A good friend of mine, a distinguished professor of mathematics, still hates digitized catalogs in libraries. Before, he knew exactly how to find books and journals. Now, he is expected to remember correct URLs (!), his user name (!!), his current password (!!!). Moreover, he is also supposed to remember where to click, click, and click again. Those patterns and paths can suddenly change – who would think that a small technical update could completely undermine the click logic he’d spent the past months mastering?
How often do we forget about such sceptics when we talk about digitalization and digital transformation? How often do we hear something along the lines of:
“We can always change data in a local Excel copy before reporting”

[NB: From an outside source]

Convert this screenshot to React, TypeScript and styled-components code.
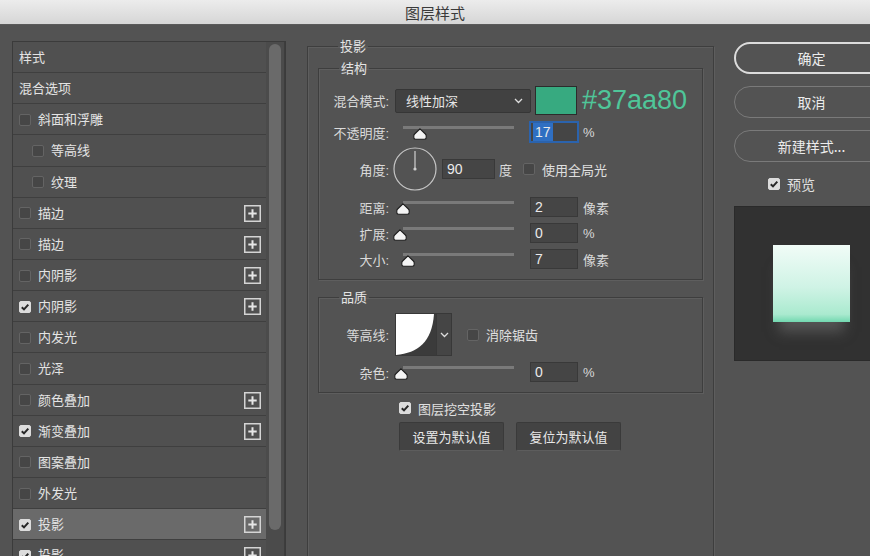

“We don’t have time to discuss cloud alternatives”
“We have work processes to follow”
“We have used the application for the last 10 years and we know how to troubleshoot it.”
Some people have innovation in their blood while others safeguard the status-quo. Let’s call these two groups visionaries and guardians.
In order to succeed in a digital transformation journey, visionaries have to convince a third group – those with influence or power. By convincing such “early adopters,” visionaries trigger a chain reaction.
A digital transformation journey could start with providing the forecast group with data quality dashboards. Suddenly, the work processes of an entire department will be optimized, digitized, and improved.
Mathematically speaking, we have the following optimization problem:
Maximize profit P from the digital transformation process in your organization
P → max, (1)
Visionaries_in_your_organizations > 0% (2)
Guardians_in_your_organizations < 5% (3)
Start_of_digital_transformation_journey > yesterday. (4)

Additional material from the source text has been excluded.